Encontramos então os famosos tigres (ou serão cães?) em vários tamanhos e feitos de tecido cor de laranja com pinturas a dar as feições e outros pormenores, parecem ser uma novidade. Produção actualizada, mais ao gosto dos compradores, inspirada nas pequenas esculturas antigas de barro pintado com fundo preto, ornamentadas por cores vivas a criar as feições das formas primitivas de seres humanos e pássaros. Servem como instrumento musical pois ao soprar-se por um buraco dão um assobio.

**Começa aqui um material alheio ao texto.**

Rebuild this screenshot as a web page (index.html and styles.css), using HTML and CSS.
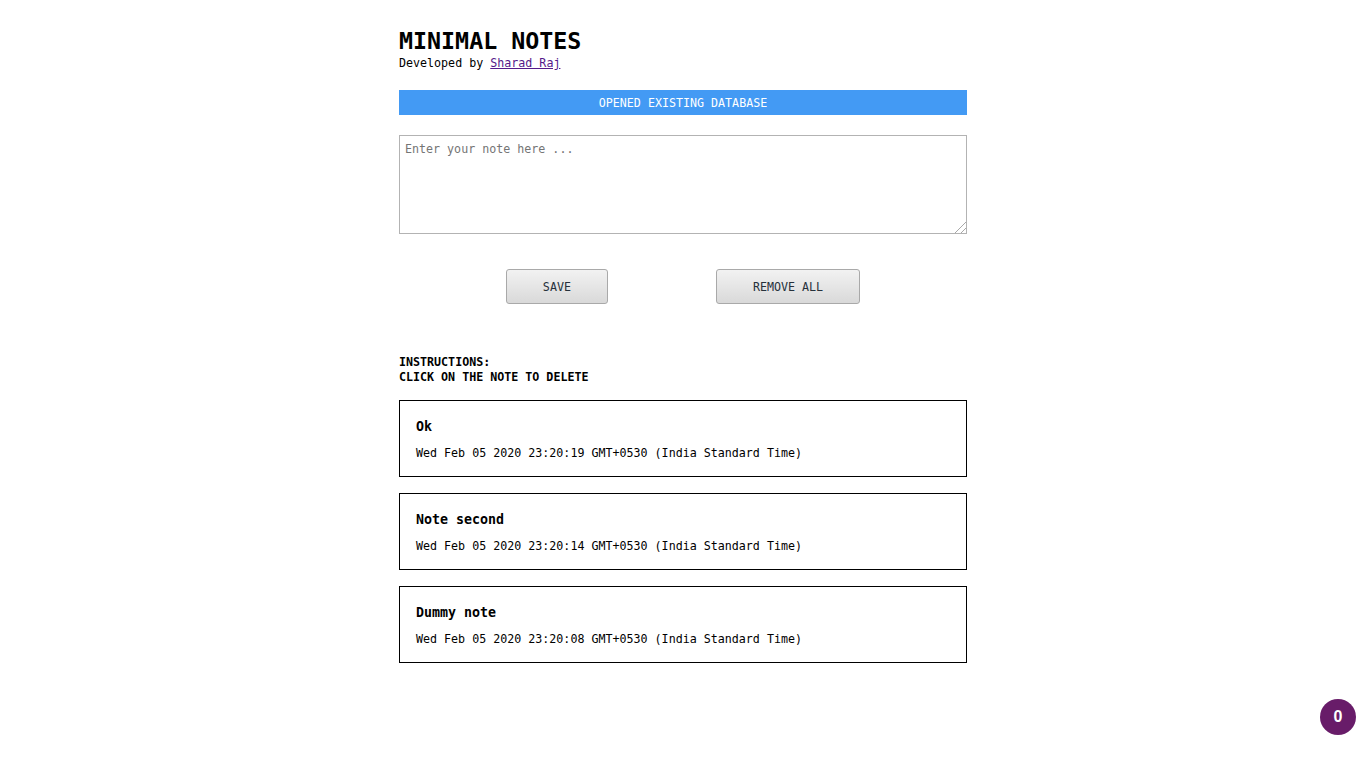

Assim, os locais camponeses artesãos entre a multidão chamam a atenção, pois vão com elas na boca usando-as como apitos, enquanto transportam cestas de vime cheias dessas pequenas esculturas para vender. São os ‘Cães do Mausoléu’, que por terem formas amórficas muito diversas, revelam ser provenientes de uma figuração muito antiga. Também conhecidos por Cão de Argila de Huaiyang, ou Cão Ling, é o nome dado a estas figuras no seu todo, não importando a representação que têm. Está relacionado, segundo o conhecimento popular, com o nome de Fu Xi, em cujo primeiro caractere (伏) existem dois radicais, um de homem (人) e outro de cão (犬). Segundo especulações de alguns estudiosos, a tribo de Fu Xi tinha como totem o cão e após o seu chefe deixar esta vida, os cães tornaram-se as divindades que guardam o mausoléu. Confúcio confirmou passados dois mil anos estar ali enterrado o corpo do inventor dos trigramas.